What time.Sleep looks like in the failure case

Test goroutine                   Worker goroutine
--------------                   ----------------
go work()    ---> [scheduled, not yet running]
time.Sleep(10ms)                  ...waiting for CPU...
                                  ...CPU busy with other tests...
                                  ...sleep ends...
assert(state == 42)               ...still scheduled, has not run...
FAIL: state == 0
                                  [finally runs] state = 42

t.Cleanup LIFO order

Register: t.Cleanup(A)    Test body runs
Register: t.Cleanup(B)    Test body returns
Register: t.Cleanup(C)
                          Cleanups run:
                            C    (registered last)
                            B
                            A    (registered first)

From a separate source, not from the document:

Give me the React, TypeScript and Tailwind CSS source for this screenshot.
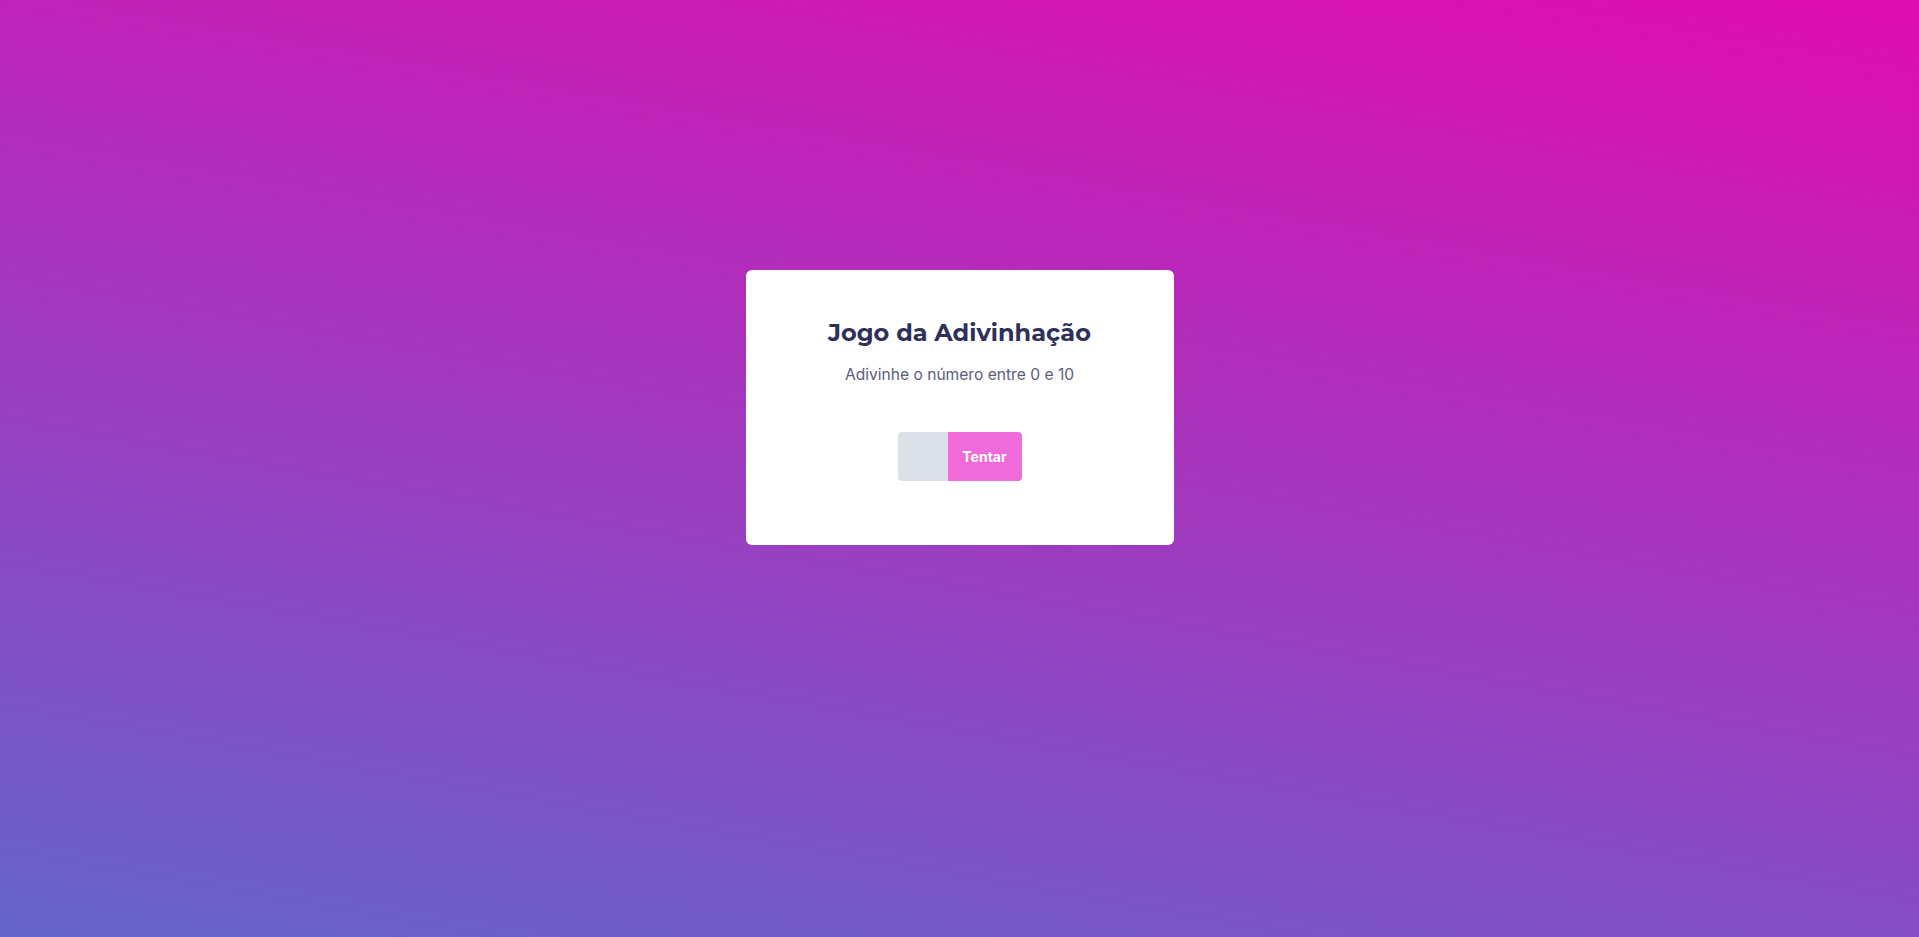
import { useState } from 'react'

const App = () => {
  const [guess, setGuess] = useState('')

  return (
    <div className="min-h-screen w-full flex justify-center pt-[270px] bg-[linear-gradient(10deg,#6465cc,#e00cb0)]">
      <div className="w-[428px] h-[275px] bg-white rounded-md flex flex-col items-center pt-[47px]">
        {/* Title */}
        <h1 className="text-[24px] leading-[32px] font-bold text-[#2e3058] font-['Montserrat','Inter',sans-serif]">
          Jogo da Adivinhação
        </h1>
        <p className="mt-[14px] text-[15.6px] leading-[24px] text-[#5b5c7c] font-['Inter',sans-serif]">
          Adivinhe o número entre 0 e 10
        </p>

        {/* Guess form */}
        <div className="mt-[45px] flex h-[49px]">
          <input
            value={guess}
            onChange={e => setGuess(e.target.value)}
            className="w-[50px] h-full bg-[#dbe1ea] rounded-l-[4px] outline-none text-center text-[#2e3058] font-['Inter',sans-serif]"
          />
          <button className="w-[74px] h-full bg-[#f16ad9] rounded-r-[4px] text-white text-[14px] font-bold font-['Inter',sans-serif]">
            Tentar
          </button>
        </div>
      </div>
    </div>
  )
}

export default App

Memory ordering at wg.Wait

Worker:    ... slice[i] = v        wg.Done()
                   (write)             (release fence)
                                        |
                                  happens-before
                                        |
                                        v
Test:                             wg.Wait()           ... read slice[i]
                                  (acquire fence)         (sees v)

Anything the worker wrote before Done is visible to the test after Wait.